On the California-to-Chicago leg of my rail journey I made some progress chipping away at the 1813 novel Pride and Prejudice by Jane Austen. I’m having a good time, though doing a fair amount of flipping back to earlier passages to make sure I’m keeping track of the many Bennet, Lucas and Bingley sisters. I’m doing well keeping straight their various male suitors and annoyers – charming Bingley, imperious Darcy, cringey blunderer Collins and Darcy’s handsome rival Wickham. As I wrote previously, I know from Tanner’s introduction that one of the main subjects of the book is the protagonist Elizabeth Bennet’s process of learning that her keen and perceptive intellect don’t give her license to prematurely judge people or situations based on first impressions, and from what I’ve heard over the years I’m pretty sure (but not actually, certainly sure) that she ends up with Darcy, or at least eventually thinks better of him than the ghastly impression she has at this early stage in the text.

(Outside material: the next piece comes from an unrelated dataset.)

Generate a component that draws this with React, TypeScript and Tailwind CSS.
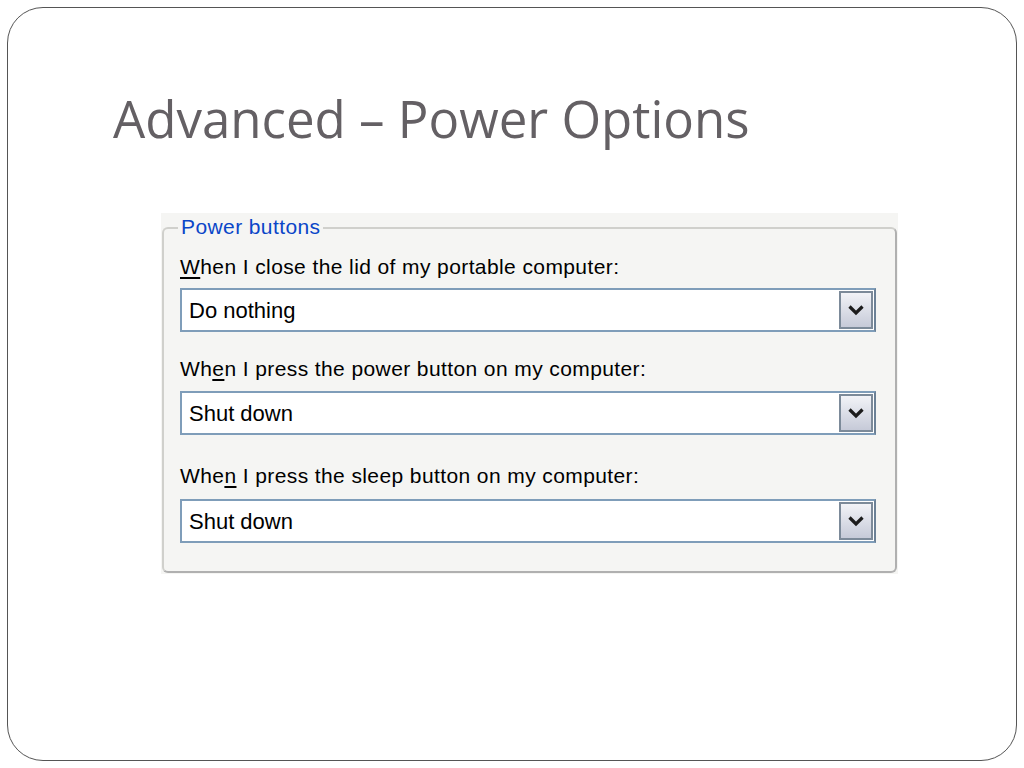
import React from "react";

const items = [
  { pre: "", key: "W", post: "hen I close the lid of my portable computer:", value: "Do nothing", mt: "mt-[26px]", mb: "mb-[9px]" },
  { pre: "Wh", key: "e", post: "n I press the power button on my computer:", value: "Shut down", mt: "mt-[25px]", mb: "mb-[10px]" },
  { pre: "Whe", key: "n", post: " I press the sleep button on my computer:", value: "Shut down", mt: "mt-[29px]", mb: "mb-[11px]" },
];

function Chevron() {
  return (
    <svg width="18" height="12" viewBox="0 0 18 12">
      <path d="M2.5 2.5 L9 9 L15.5 2.5" fill="none" stroke="#1c1c1c" strokeWidth="3.2" />
    </svg>
  );
}

function Combo({ value }: { value: string }) {
  return (
    <div className="flex h-[44px] items-center border-2 border-[#7f9db9] border-r-[#6c8196] bg-white pl-[7px] pr-[1px]">
      <span className="flex-1 text-[22px] text-black">{value}</span>
      <div className="flex h-[38px] w-[34px] items-center justify-center border-2 border-[#7c8a99] bg-gradient-to-b from-[#f2f3f7] to-[#c6cad8]">
        <Chevron />
      </div>
    </div>
  );
}

export default function App() {
  return (
    <div className="h-[768px] w-[1024px] bg-white p-[7px]" style={{ fontFamily: "'Liberation Sans', Arial, sans-serif" }}>
      <div className="h-full w-full rounded-[36px] border border-[#555555] pl-[105px] pt-[80px]">
        <h1 className="text-[51px] leading-[60px] text-[#646064]" style={{ fontFamily: "'Open Sans', sans-serif" }}>
          Advanced – Power Options
        </h1>
        <div className="ml-[48px] mt-[65px] w-[737px] bg-[#f5f5f3] pl-[1px] pr-[1px] pt-[14px] pb-[1px]">
          <div className="relative rounded-[6px] border-2 border-[#d0d0cc] border-b-[#b0b0b0] border-r-[#b0b0b0] pl-[16px] pr-[19px] pb-[28px]">
            <span className="absolute -top-[14px] left-[14px] bg-[#f5f5f3] px-[3px] text-[21px] leading-[24px] tracking-[0.4px] text-[#0a46c8]">
              Power buttons
            </span>
            <div className="flex flex-col">
              {items.map((it, i) => (
                <div key={i} className={it.mt}>
                  <div className={`${it.mb} text-[21px] leading-[24px] tracking-[0.4px] text-black`}>
                    {it.pre}
                    <span className="underline underline-offset-[3px]">{it.key}</span>
                    {it.post}
                  </div>
                  <Combo value={it.value} />
                </div>
              ))}
            </div>
          </div>
        </div>
      </div>
    </div>
  );
}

Wickham is up to something, but I don’t know what. The Darcy/Wickham imbroglio and Elizabeth’s intrigues in imbroiling herself therein have me interested to learn what the heck is going on and what happens next. I’m filing this piece from an overnight train from Chicago to Boston with miles yet to ride, so today is a good day to find out.
Next: Posting up outside Boston for a week with a friend who is a writer, professor and film nerd. Should be an opportunity for me to make further progress on Pride and Prejudice and for us to watch some movies, likely trading favorites and exploring unexpected artifacts.